INFORMATION PROVIDED:
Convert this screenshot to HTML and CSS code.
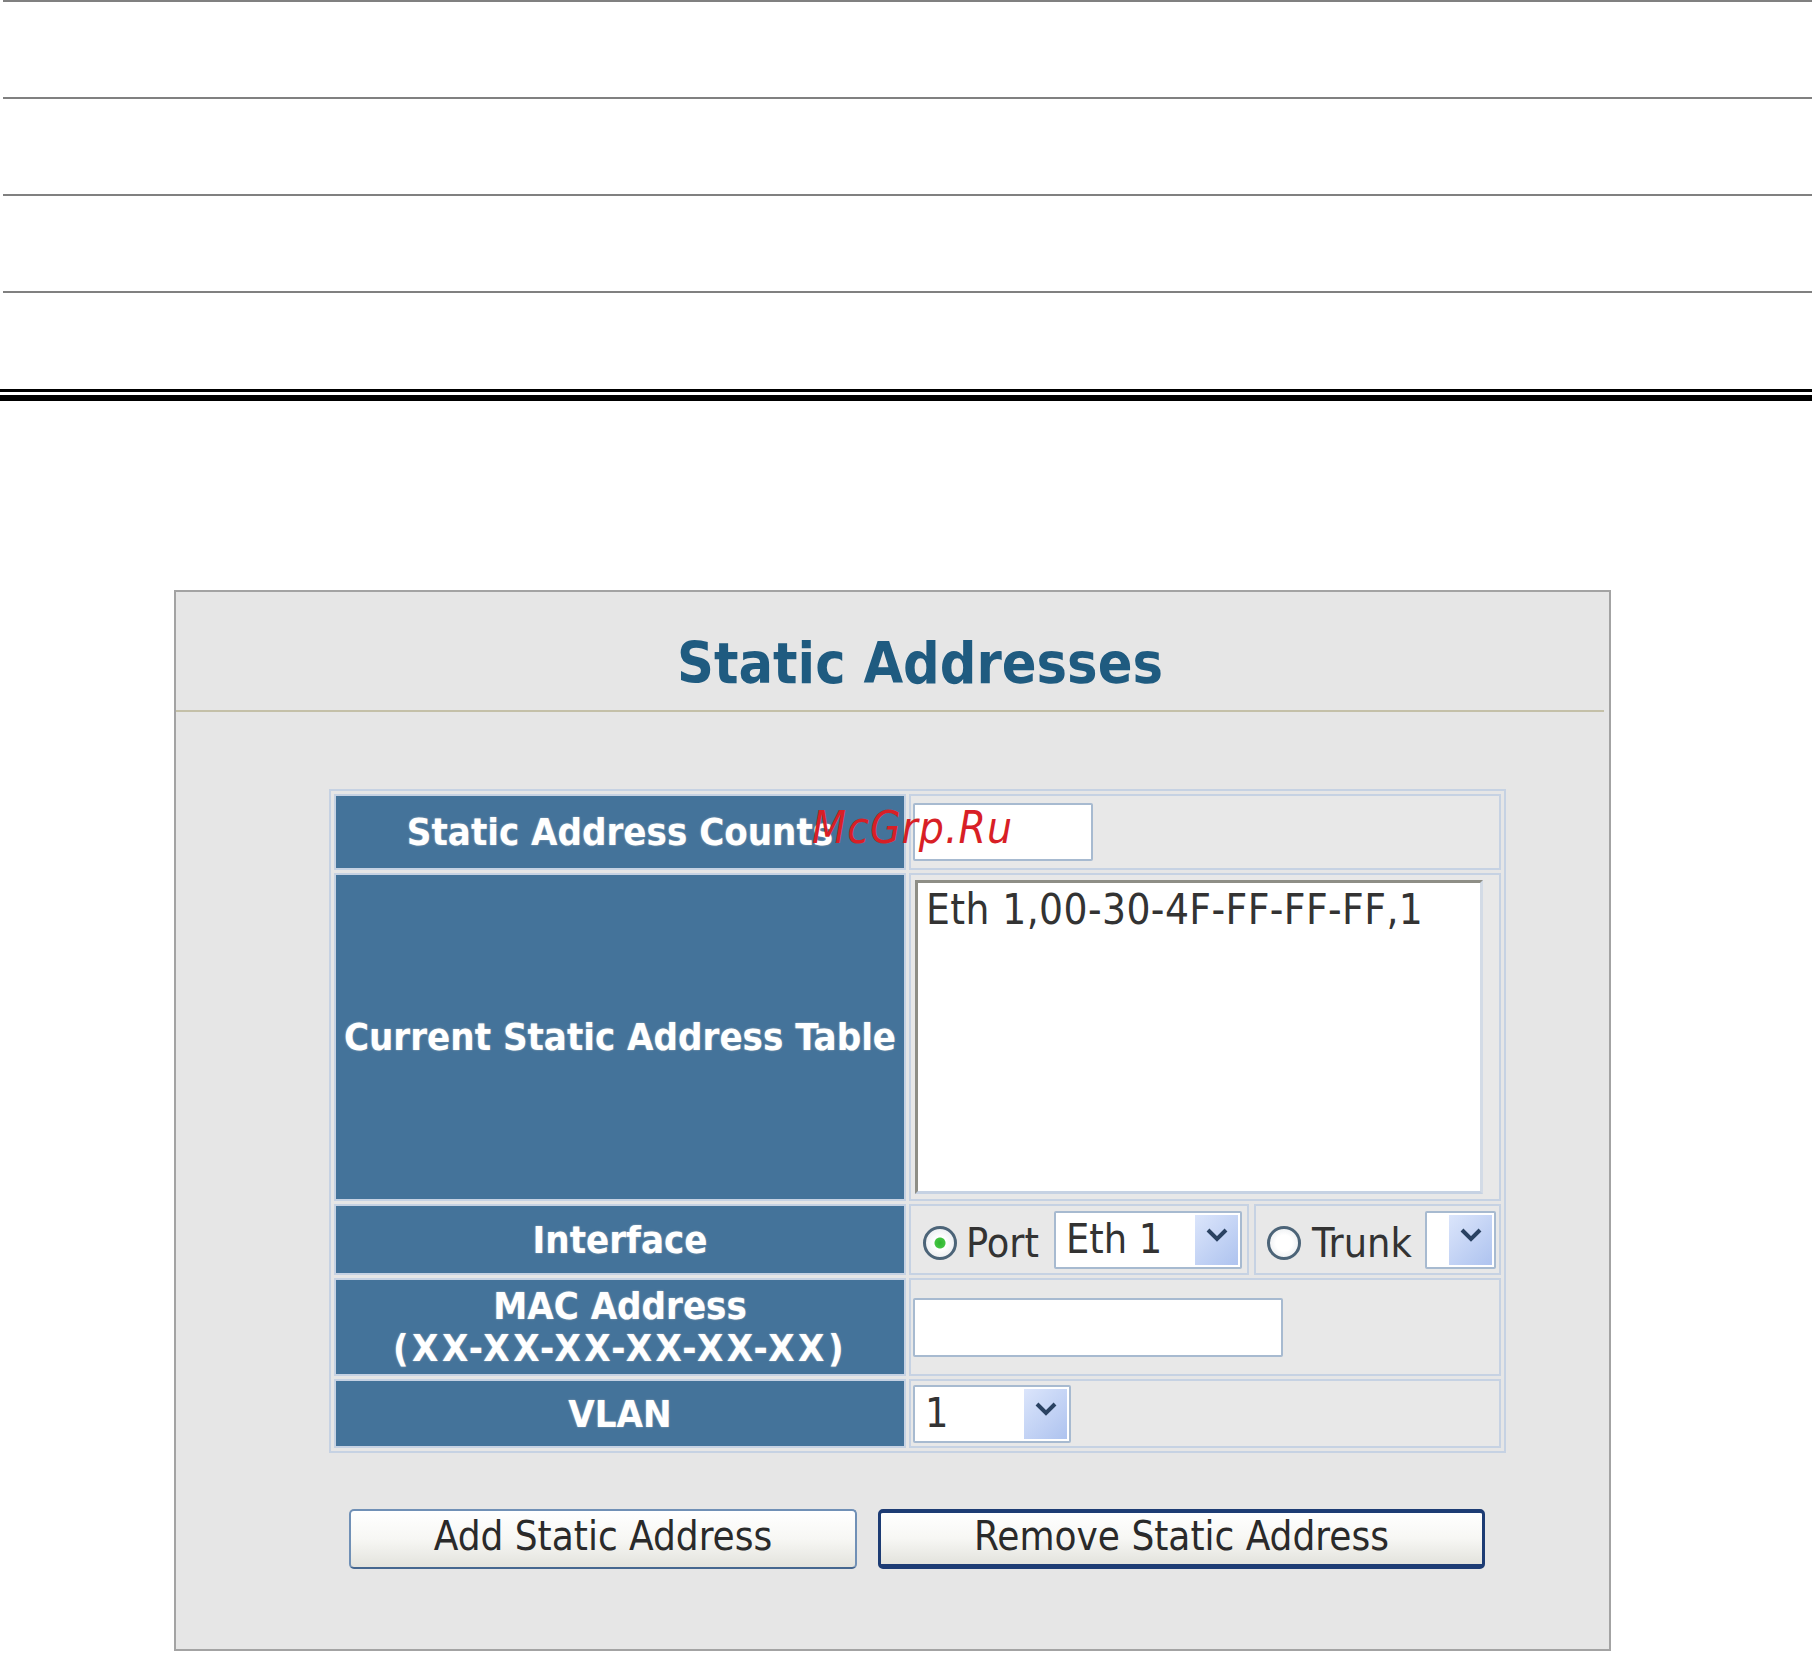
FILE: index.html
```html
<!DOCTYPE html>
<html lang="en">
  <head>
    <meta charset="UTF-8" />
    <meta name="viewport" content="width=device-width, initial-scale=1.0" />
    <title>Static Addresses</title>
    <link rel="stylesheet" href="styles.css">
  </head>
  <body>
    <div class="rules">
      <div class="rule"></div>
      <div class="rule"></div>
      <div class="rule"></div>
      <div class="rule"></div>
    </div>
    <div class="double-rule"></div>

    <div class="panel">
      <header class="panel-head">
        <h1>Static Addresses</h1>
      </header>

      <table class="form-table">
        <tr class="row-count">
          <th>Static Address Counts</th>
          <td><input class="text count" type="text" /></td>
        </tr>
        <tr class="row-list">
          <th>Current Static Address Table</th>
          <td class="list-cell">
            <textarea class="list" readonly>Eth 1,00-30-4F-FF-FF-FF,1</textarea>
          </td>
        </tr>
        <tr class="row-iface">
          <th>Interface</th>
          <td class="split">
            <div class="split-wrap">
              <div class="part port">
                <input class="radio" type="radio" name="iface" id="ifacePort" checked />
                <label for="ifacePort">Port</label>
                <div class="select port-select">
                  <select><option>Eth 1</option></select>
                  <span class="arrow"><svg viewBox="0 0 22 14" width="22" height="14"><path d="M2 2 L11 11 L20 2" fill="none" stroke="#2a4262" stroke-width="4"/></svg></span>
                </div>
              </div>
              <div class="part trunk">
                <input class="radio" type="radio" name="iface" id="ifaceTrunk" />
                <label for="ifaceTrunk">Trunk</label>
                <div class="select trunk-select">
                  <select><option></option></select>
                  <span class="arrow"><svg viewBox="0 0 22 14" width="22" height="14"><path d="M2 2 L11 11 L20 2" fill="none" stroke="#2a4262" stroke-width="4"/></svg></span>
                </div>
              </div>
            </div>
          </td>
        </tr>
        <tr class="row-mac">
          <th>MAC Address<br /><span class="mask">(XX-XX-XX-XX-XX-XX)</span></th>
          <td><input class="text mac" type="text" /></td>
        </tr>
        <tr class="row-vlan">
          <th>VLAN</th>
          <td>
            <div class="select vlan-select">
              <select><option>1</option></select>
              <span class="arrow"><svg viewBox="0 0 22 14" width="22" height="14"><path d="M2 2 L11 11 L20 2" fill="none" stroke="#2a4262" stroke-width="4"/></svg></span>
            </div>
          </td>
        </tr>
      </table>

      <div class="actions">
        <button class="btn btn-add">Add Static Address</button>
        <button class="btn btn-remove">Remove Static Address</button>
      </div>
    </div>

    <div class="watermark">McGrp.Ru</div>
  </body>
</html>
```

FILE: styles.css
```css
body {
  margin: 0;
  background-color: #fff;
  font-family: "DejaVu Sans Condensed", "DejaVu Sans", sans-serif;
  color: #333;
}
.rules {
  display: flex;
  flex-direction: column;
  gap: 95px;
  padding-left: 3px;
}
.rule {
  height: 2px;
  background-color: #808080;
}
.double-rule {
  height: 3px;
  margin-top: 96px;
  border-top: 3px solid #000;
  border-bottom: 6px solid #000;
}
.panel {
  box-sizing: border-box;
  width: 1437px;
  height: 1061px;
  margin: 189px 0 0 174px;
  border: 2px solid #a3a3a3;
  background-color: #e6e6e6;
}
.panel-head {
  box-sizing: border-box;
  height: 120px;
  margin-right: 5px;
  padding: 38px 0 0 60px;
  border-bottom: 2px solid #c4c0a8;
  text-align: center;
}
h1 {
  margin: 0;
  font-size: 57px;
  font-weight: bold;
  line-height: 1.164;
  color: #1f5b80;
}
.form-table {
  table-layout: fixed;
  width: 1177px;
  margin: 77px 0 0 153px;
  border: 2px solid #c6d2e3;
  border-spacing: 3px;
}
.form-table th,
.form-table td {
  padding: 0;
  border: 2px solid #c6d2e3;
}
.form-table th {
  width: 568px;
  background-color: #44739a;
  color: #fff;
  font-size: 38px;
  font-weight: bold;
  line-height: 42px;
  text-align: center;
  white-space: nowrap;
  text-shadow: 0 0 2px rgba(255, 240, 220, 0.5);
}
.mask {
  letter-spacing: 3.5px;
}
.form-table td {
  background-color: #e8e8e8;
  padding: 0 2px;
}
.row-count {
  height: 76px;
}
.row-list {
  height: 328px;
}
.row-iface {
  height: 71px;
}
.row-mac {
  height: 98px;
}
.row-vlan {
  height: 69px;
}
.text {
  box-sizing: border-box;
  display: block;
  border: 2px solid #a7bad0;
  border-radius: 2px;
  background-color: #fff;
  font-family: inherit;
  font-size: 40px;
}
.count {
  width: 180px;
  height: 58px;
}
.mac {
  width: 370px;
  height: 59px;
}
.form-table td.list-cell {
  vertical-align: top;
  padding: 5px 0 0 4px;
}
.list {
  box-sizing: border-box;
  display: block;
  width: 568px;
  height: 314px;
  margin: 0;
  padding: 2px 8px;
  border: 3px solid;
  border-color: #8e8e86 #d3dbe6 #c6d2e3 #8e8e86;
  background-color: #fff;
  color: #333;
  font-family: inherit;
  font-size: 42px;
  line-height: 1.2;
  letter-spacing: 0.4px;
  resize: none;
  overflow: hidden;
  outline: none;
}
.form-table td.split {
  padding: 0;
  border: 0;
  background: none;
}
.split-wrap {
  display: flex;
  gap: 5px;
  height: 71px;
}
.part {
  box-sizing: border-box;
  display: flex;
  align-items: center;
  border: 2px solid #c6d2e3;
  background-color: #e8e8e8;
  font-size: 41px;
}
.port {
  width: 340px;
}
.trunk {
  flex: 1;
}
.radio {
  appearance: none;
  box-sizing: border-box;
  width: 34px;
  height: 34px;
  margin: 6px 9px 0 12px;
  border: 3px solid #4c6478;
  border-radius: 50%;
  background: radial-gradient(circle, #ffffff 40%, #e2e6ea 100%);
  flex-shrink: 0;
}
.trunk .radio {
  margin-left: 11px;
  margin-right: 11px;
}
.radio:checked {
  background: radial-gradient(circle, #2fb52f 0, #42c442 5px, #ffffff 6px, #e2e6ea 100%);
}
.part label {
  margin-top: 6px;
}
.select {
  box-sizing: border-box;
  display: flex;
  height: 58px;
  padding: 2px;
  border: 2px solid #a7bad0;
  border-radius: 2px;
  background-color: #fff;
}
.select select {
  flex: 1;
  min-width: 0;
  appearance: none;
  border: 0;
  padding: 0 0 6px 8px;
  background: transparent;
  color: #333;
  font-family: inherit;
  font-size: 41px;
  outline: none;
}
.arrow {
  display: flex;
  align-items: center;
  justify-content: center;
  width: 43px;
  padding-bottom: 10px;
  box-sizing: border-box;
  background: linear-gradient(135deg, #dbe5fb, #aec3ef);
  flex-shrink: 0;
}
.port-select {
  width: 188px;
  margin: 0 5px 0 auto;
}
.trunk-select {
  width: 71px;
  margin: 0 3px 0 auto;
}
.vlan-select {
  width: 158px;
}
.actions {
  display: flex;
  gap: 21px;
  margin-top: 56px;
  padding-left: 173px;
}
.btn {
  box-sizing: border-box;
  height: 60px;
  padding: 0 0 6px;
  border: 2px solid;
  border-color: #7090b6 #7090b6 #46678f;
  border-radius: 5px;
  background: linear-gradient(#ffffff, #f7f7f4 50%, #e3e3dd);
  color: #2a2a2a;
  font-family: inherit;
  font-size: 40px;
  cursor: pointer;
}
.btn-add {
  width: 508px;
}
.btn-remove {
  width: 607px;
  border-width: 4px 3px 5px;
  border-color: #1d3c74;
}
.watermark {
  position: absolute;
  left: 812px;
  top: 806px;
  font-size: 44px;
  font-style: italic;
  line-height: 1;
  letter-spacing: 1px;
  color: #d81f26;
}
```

OBJECTIVE: Take the listing and print it again exactly, but without any pictures.

WRITTEN REPLY:
Convert this screenshot to HTML and CSS code.
FILE: index.html
```html
<!DOCTYPE html>
<html lang="en">
  <head>
    <meta charset="UTF-8" />
    <meta name="viewport" content="width=device-width, initial-scale=1.0" />
    <title>Static Addresses</title>
    <link rel="stylesheet" href="styles.css">
  </head>
  <body>
    <div class="rules">
      <div class="rule"></div>
      <div class="rule"></div>
      <div class="rule"></div>
      <div class="rule"></div>
    </div>
    <div class="double-rule"></div>

    <div class="panel">
      <header class="panel-head">
        <h1>Static Addresses</h1>
      </header>

      <table class="form-table">
        <tr class="row-count">
          <th>Static Address Counts</th>
          <td><input class="text count" type="text" /></td>
        </tr>
        <tr class="row-list">
          <th>Current Static Address Table</th>
          <td class="list-cell">
            <textarea class="list" readonly>Eth 1,00-30-4F-FF-FF-FF,1</textarea>
          </td>
        </tr>
        <tr class="row-iface">
          <th>Interface</th>
          <td class="split">
            <div class="split-wrap">
              <div class="part port">
                <input class="radio" type="radio" name="iface" id="ifacePort" checked />
                <label for="ifacePort">Port</label>
                <div class="select port-select">
                  <select><option>Eth 1</option></select>
                  <span class="arrow"><svg viewBox="0 0 22 14" width="22" height="14"><path d="M2 2 L11 11 L20 2" fill="none" stroke="#2a4262" stroke-width="4"/></svg></span>
                </div>
              </div>
              <div class="part trunk">
                <input class="radio" type="radio" name="iface" id="ifaceTrunk" />
                <label for="ifaceTrunk">Trunk</label>
                <div class="select trunk-select">
                  <select><option></option></select>
                  <span class="arrow"><svg viewBox="0 0 22 14" width="22" height="14"><path d="M2 2 L11 11 L20 2" fill="none" stroke="#2a4262" stroke-width="4"/></svg></span>
                </div>
              </div>
            </div>
          </td>
        </tr>
        <tr class="row-mac">
          <th>MAC Address<br /><span class="mask">(XX-XX-XX-XX-XX-XX)</span></th>
          <td><input class="text mac" type="text" /></td>
        </tr>
        <tr class="row-vlan">
          <th>VLAN</th>
          <td>
            <div class="select vlan-select">
              <select><option>1</option></select>
              <span class="arrow"><svg viewBox="0 0 22 14" width="22" height="14"><path d="M2 2 L11 11 L20 2" fill="none" stroke="#2a4262" stroke-width="4"/></svg></span>
            </div>
          </td>
        </tr>
      </table>

      <div class="actions">
        <button class="btn btn-add">Add Static Address</button>
        <button class="btn btn-remove">Remove Static Address</button>
      </div>
    </div>

    <div class="watermark">McGrp.Ru</div>
  </body>
</html>
```

FILE: styles.css
```css
body {
  margin: 0;
  background-color: #fff;
  font-family: "DejaVu Sans Condensed", "DejaVu Sans", sans-serif;
  color: #333;
}
.rules {
  display: flex;
  flex-direction: column;
  gap: 95px;
  padding-left: 3px;
}
.rule {
  height: 2px;
  background-color: #808080;
}
.double-rule {
  height: 3px;
  margin-top: 96px;
  border-top: 3px solid #000;
  border-bottom: 6px solid #000;
}
.panel {
  box-sizing: border-box;
  width: 1437px;
  height: 1061px;
  margin: 189px 0 0 174px;
  border: 2px solid #a3a3a3;
  background-color: #e6e6e6;
}
.panel-head {
  box-sizing: border-box;
  height: 120px;
  margin-right: 5px;
  padding: 38px 0 0 60px;
  border-bottom: 2px solid #c4c0a8;
  text-align: center;
}
h1 {
  margin: 0;
  font-size: 57px;
  font-weight: bold;
  line-height: 1.164;
  color: #1f5b80;
}
.form-table {
  table-layout: fixed;
  width: 1177px;
  margin: 77px 0 0 153px;
  border: 2px solid #c6d2e3;
  border-spacing: 3px;
}
.form-table th,
.form-table td {
  padding: 0;
  border: 2px solid #c6d2e3;
}
.form-table th {
  width: 568px;
  background-color: #44739a;
  color: #fff;
  font-size: 38px;
  font-weight: bold;
  line-height: 42px;
  text-align: center;
  white-space: nowrap;
  text-shadow: 0 0 2px rgba(255, 240, 220, 0.5);
}
.mask {
  letter-spacing: 3.5px;
}
.form-table td {
  background-color: #e8e8e8;
  padding: 0 2px;
}
.row-count {
  height: 76px;
}
.row-list {
  height: 328px;
}
.row-iface {
  height: 71px;
}
.row-mac {
  height: 98px;
}
.row-vlan {
  height: 69px;
}
.text {
  box-sizing: border-box;
  display: block;
  border: 2px solid #a7bad0;
  border-radius: 2px;
  background-color: #fff;
  font-family: inherit;
  font-size: 40px;
}
.count {
  width: 180px;
  height: 58px;
}
.mac {
  width: 370px;
  height: 59px;
}
.form-table td.list-cell {
  vertical-align: top;
  padding: 5px 0 0 4px;
}
.list {
  box-sizing: border-box;
  display: block;
  width: 568px;
  height: 314px;
  margin: 0;
  padding: 2px 8px;
  border: 3px solid;
  border-color: #8e8e86 #d3dbe6 #c6d2e3 #8e8e86;
  background-color: #fff;
  color: #333;
  font-family: inherit;
  font-size: 42px;
  line-height: 1.2;
  letter-spacing: 0.4px;
  resize: none;
  overflow: hidden;
  outline: none;
}
.form-table td.split {
  padding: 0;
  border: 0;
  background: none;
}
.split-wrap {
  display: flex;
  gap: 5px;
  height: 71px;
}
.part {
  box-sizing: border-box;
  display: flex;
  align-items: center;
  border: 2px solid #c6d2e3;
  background-color: #e8e8e8;
  font-size: 41px;
}
.port {
  width: 340px;
}
.trunk {
  flex: 1;
}
.radio {
  appearance: none;
  box-sizing: border-box;
  width: 34px;
  height: 34px;
  margin: 6px 9px 0 12px;
  border: 3px solid #4c6478;
  border-radius: 50%;
  background: radial-gradient(circle, #ffffff 40%, #e2e6ea 100%);
  flex-shrink: 0;
}
.trunk .radio {
  margin-left: 11px;
  margin-right: 11px;
}
.radio:checked {
  background: radial-gradient(circle, #2fb52f 0, #42c442 5px, #ffffff 6px, #e2e6ea 100%);
}
.part label {
  margin-top: 6px;
}
.select {
  box-sizing: border-box;
  display: flex;
  height: 58px;
  padding: 2px;
  border: 2px solid #a7bad0;
  border-radius: 2px;
  background-color: #fff;
}
.select select {
  flex: 1;
  min-width: 0;
  appearance: none;
  border: 0;
  padding: 0 0 6px 8px;
  background: transparent;
  color: #333;
  font-family: inherit;
  font-size: 41px;
  outline: none;
}
.arrow {
  display: flex;
  align-items: center;
  justify-content: center;
  width: 43px;
  padding-bottom: 10px;
  box-sizing: border-box;
  background: linear-gradient(135deg, #dbe5fb, #aec3ef);
  flex-shrink: 0;
}
.port-select {
  width: 188px;
  margin: 0 5px 0 auto;
}
.trunk-select {
  width: 71px;
  margin: 0 3px 0 auto;
}
.vlan-select {
  width: 158px;
}
.actions {
  display: flex;
  gap: 21px;
  margin-top: 56px;
  padding-left: 173px;
}
.btn {
  box-sizing: border-box;
  height: 60px;
  padding: 0 0 6px;
  border: 2px solid;
  border-color: #7090b6 #7090b6 #46678f;
  border-radius: 5px;
  background: linear-gradient(#ffffff, #f7f7f4 50%, #e3e3dd);
  color: #2a2a2a;
  font-family: inherit;
  font-size: 40px;
  cursor: pointer;
}
.btn-add {
  width: 508px;
}
.btn-remove {
  width: 607px;
  border-width: 4px 3px 5px;
  border-color: #1d3c74;
}
.watermark {
  position: absolute;
  left: 812px;
  top: 806px;
  font-size: 44px;
  font-style: italic;
  line-height: 1;
  letter-spacing: 1px;
  color: #d81f26;
}
```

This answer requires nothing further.